'Motortown' gets mopped up at the Royal Court
When people talk nostalgically about the magic of theatre, they often refer to the moment when the house lights go down and the curtain goes up. In fact, you’d have to go to a pantomine to be sure of seeing a curtain these days. There have been a few rare exceptions: Peter Gill’s recent production at the National Theatre of ‘The Voysey Inheritance’ turned curtains into a talking point, and the tradition was neatly alluded to in Jonathan Kent’s production of ‘The Faith Healer’, now playing on Broadway, in which a curtain was drawn swiftly across the stage to reveal a different setting behind it. Feature continues
The
decline of the curtain is partly linked to the influence of Bertolt
Brecht, who damned escapism and insisted that members of the audience
should watch with their minds rather than their emotions. Such ideas
were linked to the rise of a different kind of theatre, one in which
the audience either sat in a semicircle, or on three sides of the
action, leaving no place for a curtain to hang and no place for a scene
change to hide. The immediate response was to have the lights go out
and come up in a different colour, and the stage management come on and
change whatever was necessary. Sometimes they did it with such a
flourish that they won a round of applause. Then the actors got
involved. Every director I’ve spoken to refers to the days when, as Max
Stafford-Clark puts it, ‘the nobles turned kleptomaniac and stole the
furniture at the end of each scene.’ The reward for surviving the
banqueting scene in ‘Macbeth’ was to go off with a couple of goblets.
Today, directors look for less clumsy ways of coping with the problem. We tend to think of directors as interpreters of the text, but in fact much of their job is practical and pragmatic, their solutions dictated by the shape of the stage and the size of the budget. Back in the red curtain days, scene changes were barely discussed until the technical rehearsal. Today, many directors and designers plan what they are going to do before rehearsals start. Plays have changed too. As Stafford-Clark says, ‘In eighteenth-century plays, writers give the characters a psychological reason to come onstage and a psychological reason to go off.

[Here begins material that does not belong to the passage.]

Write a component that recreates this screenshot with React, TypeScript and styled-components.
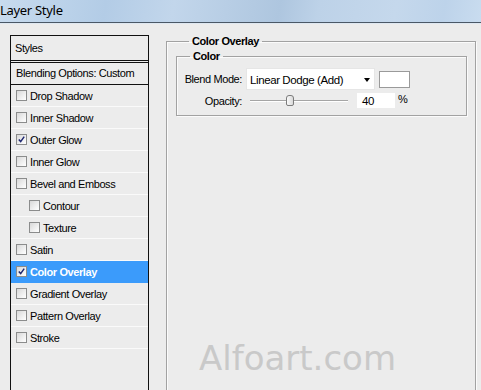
import React from 'react';
import styled, { createGlobalStyle } from 'styled-components';

const GlobalStyle = createGlobalStyle`
  html, body {
    margin: 0;
    padding: 0;
    background: #ececec;
    overflow: hidden;
  }
  body {
    font-family: "Liberation Sans", Arial, sans-serif;
    font-size: 11px;
    letter-spacing: -0.4px;
    color: #000;
  }
`;

const Window = styled.div`
  width: 481px;
  height: 390px;
  overflow: hidden;
`;

const TitleBar = styled.div`
  height: 22px;
  border-bottom: 1px solid #4b5866;
  box-shadow: 0 1px 0 #dfe8f1;
  background: linear-gradient(
    100deg,
    #c8dbee 0%,
    #bcd3ea 12%,
    #b3cce6 22%,
    #c2d6eb 36%,
    #aec6df 58%,
    #bdd2e8 66%,
    #c5d8ec 82%,
    #bdd3ea 92%,
    #c9dcef 100%
  );
  display: flex;
  align-items: center;
`;

const Title = styled.span`
  font-family: "Noto Sans", "Open Sans", sans-serif;
  font-size: 13px;
  letter-spacing: -0.3px;
  margin-left: 0;
  margin-top: -2px;
`;

const Main = styled.div`
  display: flex;
  align-items: flex-start;
  gap: 17px;
  padding: 12px 0 0 10px;
`;

const StylesPanel = styled.div`
  width: 139px;
  height: 400px;
  box-sizing: border-box;
  border: 1px solid #111;
  border-bottom: none;
`;

const PanelHeader = styled.div`
  height: 24px;
  line-height: 24px;
  padding-left: 4px;
  border-bottom: 3px double #111;
`;

const BlendingRow = styled.div`
  height: 21px;
  line-height: 21px;
  padding-left: 5px;
  border-bottom: 1px solid #111;
`;

const EffectRow = styled.div<{ $indent?: boolean; $selected?: boolean }>`
  height: 21px;
  display: flex;
  align-items: center;
  gap: 3px;
  padding-left: ${p => (p.$indent ? '18px' : '5px')};
  border-bottom: 1px solid ${p => (p.$selected ? '#3b9bfb' : '#fafafa')};
  background: ${p => (p.$selected ? '#3b9bfb' : 'transparent')};
  color: ${p => (p.$selected ? '#fff' : '#000')};
  font-weight: ${p => (p.$selected ? 'bold' : 'normal')};
`;

const CheckBox = styled.span`
  width: 11px;
  height: 11px;
  box-sizing: border-box;
  border: 1px solid #8b8c8c;
  background: linear-gradient(135deg, #d8d8d8 0%, #f4f4f4 70%, #fff 100%);
  display: flex;
  align-items: center;
  justify-content: center;
  flex-shrink: 0;
`;

const Group = styled.fieldset<{ $width: number }>`
  width: ${p => p.$width}px;
  box-sizing: border-box;
  margin: 0;
  border: 1px solid #a2a2a2;
  box-shadow: inset 1px 1px 0 #fbfbfb, 1px 1px 0 #fbfbfb;
  min-width: 0;
`;

const OuterGroup = styled(Group)`
  height: 420px;
  padding: 2px 8px 0 9px;
`;

const InnerGroup = styled(Group)`
  padding: 5px 0 7px 0;
`;

const Legend = styled.legend<{ $offset: number }>`
  font-weight: bold;
  line-height: 13px;
  padding: 0 3px;
  margin-left: ${p => p.$offset}px;
`;

const FieldRow = styled.div`
  display: grid;
  grid-template-columns: 65px auto;
  column-gap: 4px;
  align-items: center;
  & + & {
    margin-top: 3px;
  }
`;

const Label = styled.span`
  text-align: right;
`;

const Controls = styled.div`
  display: flex;
  align-items: center;
`;

const SelectBox = styled.div`
  width: 129px;
  height: 22px;
  box-sizing: border-box;
  background: #fff;
  border: 1px solid #e6e6e6;
  display: flex;
  align-items: center;
  justify-content: space-between;
  padding: 1px 4px 0 3px;
  font-size: 11.5px;
`;

const Arrow = styled.span`
  width: 0;
  height: 0;
  border-left: 3.5px solid transparent;
  border-right: 3.5px solid transparent;
  border-top: 4px solid #000;
`;

const Swatch = styled.div`
  width: 31px;
  height: 17px;
  box-sizing: border-box;
  margin-left: 4px;
  background: #fff;
  border: 1px solid #9a9a9a;
`;

const SliderTrack = styled.div`
  position: relative;
  width: 98px;
  height: 2px;
  margin-left: 4px;
  border-top: 1px solid #a5a5a5;
  border-bottom: 1px solid #fff;
  box-sizing: border-box;
`;

const SliderThumb = styled.span`
  position: absolute;
  top: -6px;
  width: 8px;
  height: 11px;
  box-sizing: border-box;
  border: 1px solid #7c7c7c;
  border-radius: 3px 3px 2px 2px;
  background: linear-gradient(to right, #fafafa, #d9d9d9);
`;

const NumberInput = styled.div`
  width: 38px;
  height: 15px;
  margin-left: 9px;
  background: #fff;
  box-sizing: border-box;
  padding: 2px 0 0 5px;
  line-height: 13px;
  font-size: 11.5px;
`;

const Percent = styled.span`
  margin-left: 3px;
  margin-top: -4px;
`;

const Watermark = styled.div`
  margin: 225px 0 0 23px;
  font-family: "DejaVu Sans", sans-serif;
  font-size: 34px;
  line-height: 34px;
  letter-spacing: 0;
  color: #c9c9c9;
`;

const CheckMark: React.FC = () => (
  <svg width="9" height="9" viewBox="0 0 9 9">
    <path d="M1.8 4.4 L3.7 6.6 L7.2 1.6" fill="none" stroke="#1d2670" strokeWidth="1.5" />
  </svg>
);

const effects = [
  { name: 'Drop Shadow' },
  { name: 'Inner Shadow' },
  { name: 'Outer Glow', checked: true },
  { name: 'Inner Glow' },
  { name: 'Bevel and Emboss' },
  { name: 'Contour', indent: true },
  { name: 'Texture', indent: true },
  { name: 'Satin' },
  { name: 'Color Overlay', checked: true, selected: true },
  { name: 'Gradient Overlay' },
  { name: 'Pattern Overlay' },
  { name: 'Stroke' },
];

const opacity = 40;

const App: React.FC = () => {
  return (
    <Window>
      <GlobalStyle />
      <TitleBar>
        <Title>Layer Style</Title>
      </TitleBar>
      <Main>
        <StylesPanel>
          <PanelHeader>Styles</PanelHeader>
          <BlendingRow>Blending Options: Custom</BlendingRow>
          {effects.map(e => (
            <EffectRow key={e.name} $indent={e.indent} $selected={e.selected}>
              <CheckBox>{e.checked && <CheckMark />}</CheckBox>
              <span>{e.name}</span>
            </EffectRow>
          ))}
        </StylesPanel>
        <OuterGroup $width={310}>
          <Legend $offset={13}>Color Overlay</Legend>
          <InnerGroup $width={291}>
            <Legend $offset={13}>Color</Legend>
            <FieldRow>
              <Label>Blend Mode:</Label>
              <Controls>
                <SelectBox>
                  <span>Linear Dodge (Add)</span>
                  <Arrow />
                </SelectBox>
                <Swatch />
              </Controls>
            </FieldRow>
            <FieldRow>
              <Label>Opacity:</Label>
              <Controls>
                <SliderTrack>
                  <SliderThumb style={{ left: `${Math.round(opacity * 0.9)}px` }} />
                </SliderTrack>
                <NumberInput>{opacity}</NumberInput>
                <Percent>%</Percent>
              </Controls>
            </FieldRow>
          </InnerGroup>
          <Watermark>Alfoart.com</Watermark>
        </OuterGroup>
      </Main>
    </Window>
  );
};

export default App;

Whereas now writers are influenced by TV, so they just imagine one scene beginning and another ending.’
There are sometimes rather a lot of these scenes – 40 of them in ‘The Overwhelming’, directed by Stafford-Clark and now playing at the National Theatre. In order to keep the action flowing, he and his designer Tim Shortall came up with a single image, that of a statue of the Madonna, which carried all sorts of appropriate resonances, and then used sound to suggest the different locations, from the water splashing at the poolside to the street sounds of the market.